• GIVEN INFORMATION:
########################################

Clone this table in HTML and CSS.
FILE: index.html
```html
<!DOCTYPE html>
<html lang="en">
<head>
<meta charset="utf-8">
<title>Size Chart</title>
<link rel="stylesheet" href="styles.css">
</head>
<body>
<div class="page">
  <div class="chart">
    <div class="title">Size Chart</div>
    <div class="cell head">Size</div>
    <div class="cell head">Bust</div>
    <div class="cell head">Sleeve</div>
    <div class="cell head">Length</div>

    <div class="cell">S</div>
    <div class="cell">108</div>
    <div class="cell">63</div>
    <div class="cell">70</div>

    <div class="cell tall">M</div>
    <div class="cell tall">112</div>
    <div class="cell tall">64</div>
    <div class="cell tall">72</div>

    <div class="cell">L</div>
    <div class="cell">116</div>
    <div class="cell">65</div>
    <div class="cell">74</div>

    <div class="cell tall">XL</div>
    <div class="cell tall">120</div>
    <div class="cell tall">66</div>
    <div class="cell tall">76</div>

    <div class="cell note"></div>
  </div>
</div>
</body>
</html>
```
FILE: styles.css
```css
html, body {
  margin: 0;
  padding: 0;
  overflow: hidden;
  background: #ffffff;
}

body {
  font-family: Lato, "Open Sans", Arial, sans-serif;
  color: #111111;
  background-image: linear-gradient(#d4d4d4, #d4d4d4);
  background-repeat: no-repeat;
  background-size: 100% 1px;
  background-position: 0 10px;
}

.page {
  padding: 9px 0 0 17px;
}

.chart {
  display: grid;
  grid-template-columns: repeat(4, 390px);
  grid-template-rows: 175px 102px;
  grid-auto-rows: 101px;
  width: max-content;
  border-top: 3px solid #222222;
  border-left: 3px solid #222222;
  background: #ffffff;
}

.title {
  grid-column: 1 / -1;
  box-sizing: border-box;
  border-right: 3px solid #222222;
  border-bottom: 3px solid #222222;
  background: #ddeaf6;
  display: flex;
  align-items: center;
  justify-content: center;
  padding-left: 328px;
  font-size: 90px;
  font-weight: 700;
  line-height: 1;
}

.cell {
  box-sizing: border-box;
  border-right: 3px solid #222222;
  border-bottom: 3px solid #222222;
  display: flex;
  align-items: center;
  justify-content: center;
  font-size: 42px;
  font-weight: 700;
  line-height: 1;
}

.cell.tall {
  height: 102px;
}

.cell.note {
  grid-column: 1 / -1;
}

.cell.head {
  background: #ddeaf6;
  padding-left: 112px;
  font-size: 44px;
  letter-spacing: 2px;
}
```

########################################

• WRITTEN INSTRUCTION: The listing above should be transcribed in full, exactly as written.

• OUTPUT FOR THIS EXERCISE:
Clone this table in HTML and CSS.
FILE: index.html
```html
<!DOCTYPE html>
<html lang="en">
<head>
<meta charset="utf-8">
<title>Size Chart</title>
<link rel="stylesheet" href="styles.css">
</head>
<body>
<div class="page">
  <div class="chart">
    <div class="title">Size Chart</div>
    <div class="cell head">Size</div>
    <div class="cell head">Bust</div>
    <div class="cell head">Sleeve</div>
    <div class="cell head">Length</div>

    <div class="cell">S</div>
    <div class="cell">108</div>
    <div class="cell">63</div>
    <div class="cell">70</div>

    <div class="cell tall">M</div>
    <div class="cell tall">112</div>
    <div class="cell tall">64</div>
    <div class="cell tall">72</div>

    <div class="cell">L</div>
    <div class="cell">116</div>
    <div class="cell">65</div>
    <div class="cell">74</div>

    <div class="cell tall">XL</div>
    <div class="cell tall">120</div>
    <div class="cell tall">66</div>
    <div class="cell tall">76</div>

    <div class="cell note"></div>
  </div>
</div>
</body>
</html>
```
FILE: styles.css
```css
html, body {
  margin: 0;
  padding: 0;
  overflow: hidden;
  background: #ffffff;
}

body {
  font-family: Lato, "Open Sans", Arial, sans-serif;
  color: #111111;
  background-image: linear-gradient(#d4d4d4, #d4d4d4);
  background-repeat: no-repeat;
  background-size: 100% 1px;
  background-position: 0 10px;
}

.page {
  padding: 9px 0 0 17px;
}

.chart {
  display: grid;
  grid-template-columns: repeat(4, 390px);
  grid-template-rows: 175px 102px;
  grid-auto-rows: 101px;
  width: max-content;
  border-top: 3px solid #222222;
  border-left: 3px solid #222222;
  background: #ffffff;
}

.title {
  grid-column: 1 / -1;
  box-sizing: border-box;
  border-right: 3px solid #222222;
  border-bottom: 3px solid #222222;
  background: #ddeaf6;
  display: flex;
  align-items: center;
  justify-content: center;
  padding-left: 328px;
  font-size: 90px;
  font-weight: 700;
  line-height: 1;
}

.cell {
  box-sizing: border-box;
  border-right: 3px solid #222222;
  border-bottom: 3px solid #222222;
  display: flex;
  align-items: center;
  justify-content: center;
  font-size: 42px;
  font-weight: 700;
  line-height: 1;
}

.cell.tall {
  height: 102px;
}

.cell.note {
  grid-column: 1 / -1;
}

.cell.head {
  background: #ddeaf6;
  padding-left: 112px;
  font-size: 44px;
  letter-spacing: 2px;
}
```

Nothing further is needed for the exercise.